### OBJECTIVE
Copy out all the lines where "screenshot" shows up.

[Data entries]
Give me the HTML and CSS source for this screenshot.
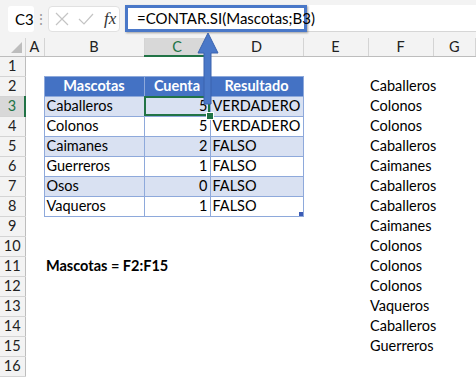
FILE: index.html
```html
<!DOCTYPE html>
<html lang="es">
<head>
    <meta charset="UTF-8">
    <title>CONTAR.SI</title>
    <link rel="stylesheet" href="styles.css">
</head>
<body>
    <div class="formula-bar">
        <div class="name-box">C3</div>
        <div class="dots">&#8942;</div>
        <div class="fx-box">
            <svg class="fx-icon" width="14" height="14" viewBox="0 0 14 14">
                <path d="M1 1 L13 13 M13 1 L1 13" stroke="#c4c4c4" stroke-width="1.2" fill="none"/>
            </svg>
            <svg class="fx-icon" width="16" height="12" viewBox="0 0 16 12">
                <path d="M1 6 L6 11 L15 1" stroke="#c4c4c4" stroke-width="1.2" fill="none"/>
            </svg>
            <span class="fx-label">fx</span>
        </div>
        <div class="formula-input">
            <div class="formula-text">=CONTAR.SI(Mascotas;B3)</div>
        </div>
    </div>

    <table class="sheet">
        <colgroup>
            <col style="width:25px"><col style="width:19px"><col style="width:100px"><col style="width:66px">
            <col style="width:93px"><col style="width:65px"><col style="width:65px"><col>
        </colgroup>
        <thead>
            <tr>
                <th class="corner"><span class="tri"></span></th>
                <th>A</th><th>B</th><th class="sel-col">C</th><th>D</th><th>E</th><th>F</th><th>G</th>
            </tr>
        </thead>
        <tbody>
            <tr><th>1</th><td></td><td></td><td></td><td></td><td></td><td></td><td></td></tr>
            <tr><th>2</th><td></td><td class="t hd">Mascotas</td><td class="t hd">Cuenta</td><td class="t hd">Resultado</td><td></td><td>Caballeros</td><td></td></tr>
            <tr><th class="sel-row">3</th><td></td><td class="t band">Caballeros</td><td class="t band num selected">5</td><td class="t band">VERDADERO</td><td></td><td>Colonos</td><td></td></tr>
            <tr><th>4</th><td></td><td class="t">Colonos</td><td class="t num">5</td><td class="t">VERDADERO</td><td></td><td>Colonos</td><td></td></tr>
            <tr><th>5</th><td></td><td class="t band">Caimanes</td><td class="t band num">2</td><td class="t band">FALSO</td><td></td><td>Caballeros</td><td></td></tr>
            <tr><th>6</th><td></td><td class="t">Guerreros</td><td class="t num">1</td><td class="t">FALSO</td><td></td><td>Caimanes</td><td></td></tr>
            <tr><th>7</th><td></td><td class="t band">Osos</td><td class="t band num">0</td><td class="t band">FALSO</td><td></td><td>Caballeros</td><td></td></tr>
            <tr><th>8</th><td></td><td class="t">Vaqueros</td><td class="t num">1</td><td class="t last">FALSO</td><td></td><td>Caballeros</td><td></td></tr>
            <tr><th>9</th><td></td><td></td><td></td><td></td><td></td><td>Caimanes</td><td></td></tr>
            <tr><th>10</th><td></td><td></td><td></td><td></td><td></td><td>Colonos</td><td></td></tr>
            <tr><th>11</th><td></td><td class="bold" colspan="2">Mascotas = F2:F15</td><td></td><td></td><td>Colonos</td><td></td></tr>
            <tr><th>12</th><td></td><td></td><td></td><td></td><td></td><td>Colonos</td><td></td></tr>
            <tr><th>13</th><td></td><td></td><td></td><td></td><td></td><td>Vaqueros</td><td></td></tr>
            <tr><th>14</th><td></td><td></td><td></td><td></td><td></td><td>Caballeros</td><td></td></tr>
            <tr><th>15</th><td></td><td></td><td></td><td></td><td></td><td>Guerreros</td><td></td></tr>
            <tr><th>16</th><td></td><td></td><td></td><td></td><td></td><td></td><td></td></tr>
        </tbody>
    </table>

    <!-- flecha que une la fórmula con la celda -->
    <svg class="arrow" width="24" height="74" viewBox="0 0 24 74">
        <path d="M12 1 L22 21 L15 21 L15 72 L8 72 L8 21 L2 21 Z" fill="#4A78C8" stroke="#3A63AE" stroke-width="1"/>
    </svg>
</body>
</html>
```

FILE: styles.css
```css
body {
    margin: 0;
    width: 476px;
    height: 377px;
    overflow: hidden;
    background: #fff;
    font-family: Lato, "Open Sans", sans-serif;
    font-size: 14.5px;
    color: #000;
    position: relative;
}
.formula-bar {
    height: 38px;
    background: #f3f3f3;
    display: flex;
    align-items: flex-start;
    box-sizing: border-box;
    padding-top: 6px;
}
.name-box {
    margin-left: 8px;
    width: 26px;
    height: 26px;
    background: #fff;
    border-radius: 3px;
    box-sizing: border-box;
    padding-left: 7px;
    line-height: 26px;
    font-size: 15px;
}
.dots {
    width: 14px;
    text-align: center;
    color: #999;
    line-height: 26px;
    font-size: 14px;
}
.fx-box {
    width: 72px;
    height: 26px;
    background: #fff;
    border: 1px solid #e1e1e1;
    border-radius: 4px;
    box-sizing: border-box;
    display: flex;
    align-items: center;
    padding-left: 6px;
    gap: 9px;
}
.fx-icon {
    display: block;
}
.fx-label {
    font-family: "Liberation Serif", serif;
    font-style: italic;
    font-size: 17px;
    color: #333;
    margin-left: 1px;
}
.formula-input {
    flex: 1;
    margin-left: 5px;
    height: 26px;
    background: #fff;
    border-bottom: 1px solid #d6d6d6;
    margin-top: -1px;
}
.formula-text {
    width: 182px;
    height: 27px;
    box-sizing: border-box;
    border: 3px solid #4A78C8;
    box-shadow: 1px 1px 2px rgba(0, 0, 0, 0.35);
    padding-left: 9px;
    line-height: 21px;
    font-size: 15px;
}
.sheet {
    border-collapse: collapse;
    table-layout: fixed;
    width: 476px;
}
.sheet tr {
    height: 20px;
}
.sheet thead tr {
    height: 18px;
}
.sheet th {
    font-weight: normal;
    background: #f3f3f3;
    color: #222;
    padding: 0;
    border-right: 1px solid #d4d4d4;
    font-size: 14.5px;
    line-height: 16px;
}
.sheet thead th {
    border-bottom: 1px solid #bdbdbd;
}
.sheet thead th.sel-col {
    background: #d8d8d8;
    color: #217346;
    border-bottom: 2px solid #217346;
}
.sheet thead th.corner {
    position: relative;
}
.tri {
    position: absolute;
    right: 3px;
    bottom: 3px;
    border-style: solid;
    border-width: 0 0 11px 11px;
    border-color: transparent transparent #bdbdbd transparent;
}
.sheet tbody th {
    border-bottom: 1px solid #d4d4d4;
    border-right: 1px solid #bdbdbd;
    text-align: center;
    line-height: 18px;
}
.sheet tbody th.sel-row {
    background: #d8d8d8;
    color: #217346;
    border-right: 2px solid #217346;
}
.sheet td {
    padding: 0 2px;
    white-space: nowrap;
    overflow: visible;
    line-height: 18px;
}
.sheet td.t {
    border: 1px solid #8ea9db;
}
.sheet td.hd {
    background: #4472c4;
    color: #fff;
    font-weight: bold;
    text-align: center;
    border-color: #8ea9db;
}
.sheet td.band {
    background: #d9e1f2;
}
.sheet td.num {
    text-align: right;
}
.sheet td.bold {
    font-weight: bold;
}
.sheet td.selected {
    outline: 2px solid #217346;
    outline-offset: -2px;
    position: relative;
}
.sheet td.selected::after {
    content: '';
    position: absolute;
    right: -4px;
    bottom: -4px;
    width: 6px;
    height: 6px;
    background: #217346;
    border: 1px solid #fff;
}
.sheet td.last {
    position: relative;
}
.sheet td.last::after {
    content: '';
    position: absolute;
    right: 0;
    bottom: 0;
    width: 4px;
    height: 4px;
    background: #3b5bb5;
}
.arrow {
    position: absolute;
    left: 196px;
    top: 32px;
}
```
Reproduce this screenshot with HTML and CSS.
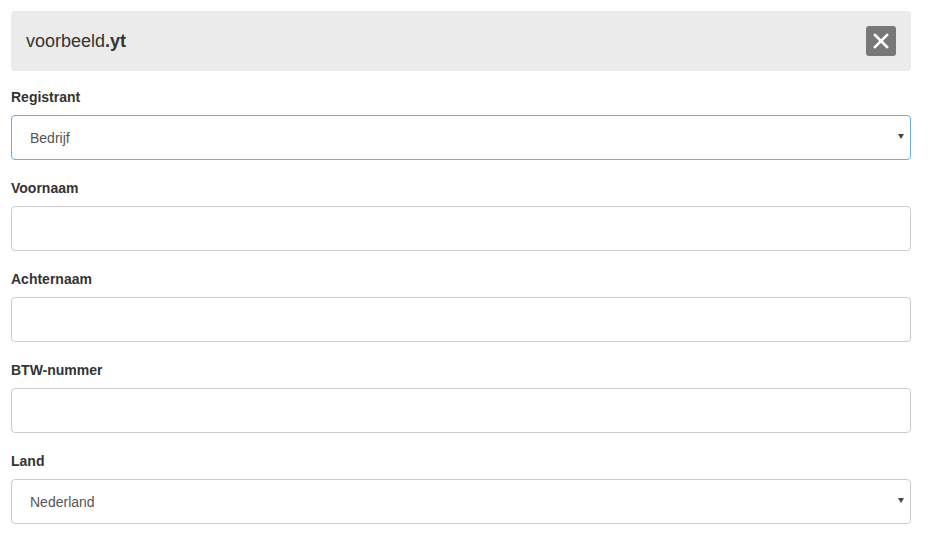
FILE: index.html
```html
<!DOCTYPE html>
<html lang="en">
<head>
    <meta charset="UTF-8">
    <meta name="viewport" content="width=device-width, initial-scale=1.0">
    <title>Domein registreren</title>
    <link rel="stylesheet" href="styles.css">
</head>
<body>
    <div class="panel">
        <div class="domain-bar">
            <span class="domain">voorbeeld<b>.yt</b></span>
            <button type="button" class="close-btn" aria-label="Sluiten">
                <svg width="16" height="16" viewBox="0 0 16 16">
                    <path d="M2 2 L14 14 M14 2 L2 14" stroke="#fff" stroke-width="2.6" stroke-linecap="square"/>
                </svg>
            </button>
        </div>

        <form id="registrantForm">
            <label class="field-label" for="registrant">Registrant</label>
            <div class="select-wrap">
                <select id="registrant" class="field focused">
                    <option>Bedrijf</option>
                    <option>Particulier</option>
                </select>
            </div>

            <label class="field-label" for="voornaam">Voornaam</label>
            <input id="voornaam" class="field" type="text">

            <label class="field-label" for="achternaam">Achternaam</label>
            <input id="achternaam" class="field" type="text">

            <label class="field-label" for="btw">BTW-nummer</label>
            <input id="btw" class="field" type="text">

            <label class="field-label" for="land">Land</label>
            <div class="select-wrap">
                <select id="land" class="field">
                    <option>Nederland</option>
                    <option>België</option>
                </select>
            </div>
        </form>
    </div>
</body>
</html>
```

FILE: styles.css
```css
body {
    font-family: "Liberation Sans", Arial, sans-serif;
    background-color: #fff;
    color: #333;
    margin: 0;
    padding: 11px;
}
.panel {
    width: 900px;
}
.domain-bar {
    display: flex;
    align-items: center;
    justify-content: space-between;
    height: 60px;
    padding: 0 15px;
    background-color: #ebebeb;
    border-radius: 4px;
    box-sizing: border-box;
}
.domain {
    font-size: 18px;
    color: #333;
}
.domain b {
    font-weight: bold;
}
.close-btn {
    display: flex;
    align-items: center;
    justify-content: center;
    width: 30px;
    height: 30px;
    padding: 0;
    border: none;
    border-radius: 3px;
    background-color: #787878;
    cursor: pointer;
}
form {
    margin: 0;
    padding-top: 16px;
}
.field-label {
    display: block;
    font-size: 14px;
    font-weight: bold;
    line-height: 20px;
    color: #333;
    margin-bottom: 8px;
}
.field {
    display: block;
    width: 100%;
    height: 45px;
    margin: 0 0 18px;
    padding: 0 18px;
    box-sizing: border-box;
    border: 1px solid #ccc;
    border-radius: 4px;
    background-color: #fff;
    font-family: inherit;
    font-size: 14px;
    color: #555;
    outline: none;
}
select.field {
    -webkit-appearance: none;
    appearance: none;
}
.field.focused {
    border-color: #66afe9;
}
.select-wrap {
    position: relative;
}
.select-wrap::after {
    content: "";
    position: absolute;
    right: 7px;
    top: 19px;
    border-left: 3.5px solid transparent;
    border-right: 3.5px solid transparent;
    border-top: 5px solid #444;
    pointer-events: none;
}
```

### RESPONSE TO THIS EXERCISE
Give me the HTML and CSS source for this screenshot.
Reproduce this screenshot with HTML and CSS.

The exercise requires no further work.